For convenience, to simplify, take the sixth root of $f$ to give $$g(x,y,z)=\frac{(a_1(x+y+z)^3+a_2x^3+a_3(x+y)^3+a_4(y+z)^3+a_5z^3)^{1/3}}{(a_1(x+y+z)^2+a_2x^2+a_3(x+y)^2+a_4(y+z)^2+a_5z^2)^{1/2}}$$ which is the ratio of a weighted 3-norm to its 2-norm.

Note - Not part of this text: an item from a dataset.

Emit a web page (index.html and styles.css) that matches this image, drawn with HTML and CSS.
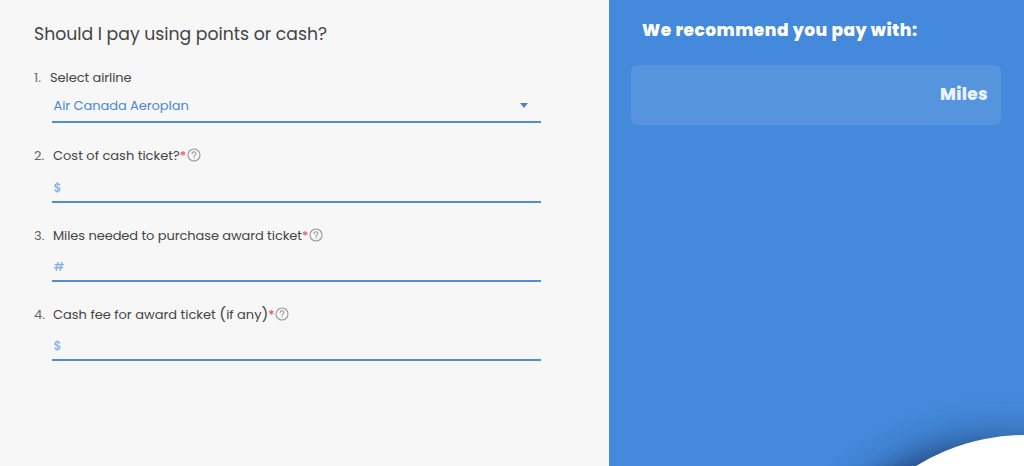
FILE: index.html
```html
<!DOCTYPE html>
<html lang="en">
<head>
    <meta charset="UTF-8">
    <meta name="viewport" content="width=device-width, initial-scale=1.0">
    <title>Points or cash calculator</title>
    <link rel="stylesheet" href="styles.css">
</head>
<body>
    <svg class="sprite" aria-hidden="true">
        <symbol id="help" viewBox="0 0 14 14">
            <circle cx="7" cy="7" r="6" />
            <path d="M5.1 5.6C5.1 4.4 5.9 3.8 7 3.8s1.9.7 1.9 1.7c0 1.4-1.8 1.4-1.8 2.9M7.1 10v.3" />
        </symbol>
    </svg>

    <main class="calculator">
        <section class="questions">
            <h1 class="title">Should I pay using points or cash?</h1>

            <div class="question question-airline">
                <div class="label"><span class="number">1.</span><span class="text">Select airline</span></div>
                <div class="field select">
                    <span class="airline">Air Canada Aeroplan</span>
                    <span class="arrow"></span>
                </div>
            </div>

            <div class="question question-cost">
                <div class="label"><span class="number">2.</span><span class="text">Cost of cash ticket?</span><span class="required">*</span><svg class="help"><use href="#help" /></svg></div>
                <div class="field">$</div>
            </div>

            <div class="question question-miles">
                <div class="label"><span class="number">3.</span><span class="text">Miles needed to purchase award ticket</span><span class="required">*</span><svg class="help"><use href="#help" /></svg></div>
                <div class="field">#</div>
            </div>

            <div class="question question-fee">
                <div class="label"><span class="number">4.</span><span class="text">Cash fee for award ticket <span class="paren">(</span>if any<span class="paren">)</span></span><span class="required">*</span><svg class="help"><use href="#help" /></svg></div>
                <div class="field">$</div>
            </div>
        </section>

        <aside class="result">
            <h2 class="result-title">We recommend you pay with:</h2>
            <div class="result-box"><span class="unit">Miles</span></div>
            <div class="bubble"></div>
        </aside>
    </main>
</body>
</html>
```

FILE: styles.css
```css
* {
    box-sizing: border-box;
}

body {
    margin: 0;
    font-family: Poppins, Inter, sans-serif;
    color: #444;
    overflow: hidden;
}

.sprite {
    display: none;
}

.calculator {
    display: flex;
    height: 466px;
}

.questions {
    width: 609px;
    padding: 20px 68px 0 34px;
    background: #f7f7f7;
}

.title {
    margin: 0 0 19px;
    font-size: 17.25px;
    font-weight: 400;
    line-height: 28px;
    white-space: nowrap;
}

.question {
    margin-bottom: 22px;
}

.label {
    display: flex;
    align-items: center;
    height: 20px;
    padding-top: 1px;
    font-size: 13px;
    white-space: nowrap;
}

.number {
    width: 19px;
    color: #666;
}

.question-airline .number {
    width: 16px;
}

.question-airline .text,
.question-miles .text {
    letter-spacing: -0.08px;
}

.paren {
    font-size: 15px;
    line-height: 1;
}

.required {
    width: 6px;
    color: #f04444;
}

.help {
    width: 14px;
    height: 14px;
    margin: 0 0 1px 1px;
    fill: none;
    stroke: #999;
    stroke-width: 1.1;
    stroke-linecap: round;
}

.field {
    display: flex;
    align-items: center;
    height: 37px;
    margin-left: 17.5px;
    padding: 9px 13px 0 2px;
    border-bottom: 2px solid #528dd3;
    font-size: 12.5px;
    font-weight: 500;
    color: #83afe8;
}

.question-airline .field {
    height: 36px;
    padding-top: 3px;
}

.question-cost .field {
    height: 38px;
}

.select {
    justify-content: space-between;
    color: #4787d8;
}

.airline {
    font-size: 13px;
    font-weight: 400;
    letter-spacing: -0.06px;
}

.arrow {
    border: 4.5px solid transparent;
    border-top: 5px solid #4c82cb;
    border-bottom: 0;
}

.result {
    position: relative;
    flex: 1;
    padding: 16px 23px 0 22px;
    background: #4489db;
    overflow: hidden;
}

.result-title {
    margin: 0 0 21px 11px;
    font-size: 17px;
    font-weight: 800;
    line-height: 28px;
    letter-spacing: 0.48px;
    color: #fff;
    white-space: nowrap;
}

.result-box {
    display: flex;
    align-items: center;
    justify-content: flex-end;
    height: 60px;
    padding: 0 13px 3px;
    border-radius: 6px;
    background: #5694de;
}

.unit {
    font-size: 17px;
    font-weight: 800;
    letter-spacing: 0.3px;
    color: #eaf3ff;
}

/* round button peeking in from the bottom corner */
.bubble {
    position: absolute;
    top: 435px;
    left: 209px;
    width: 414px;
    height: 414px;
    border-radius: 50%;
    background: #fff;
    box-shadow: -38px 10px 36px -8px rgba(20, 40, 75, 0.75), -20px 0 40px -4px rgba(20, 40, 75, 0.35);
}
```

Notice also that the function is homogeneous in $x,y,z$, so one can divide the numerator and denominator by any scalar, $$g(x,y,z)=\frac{(a_1+a_2X^3+a_3(X+Y)^3+a_4(1-X)^3+a_5(1-X-Y)^3)^{1/3}}{(a_1+a_2X^2+a_3(X+Y)^2+a_4(1-X)^2+a_5(1-X-Y)^2)^{1/2}}$$ where $X=x/(x+y+z)$, $Y=y/(x+y+z)$.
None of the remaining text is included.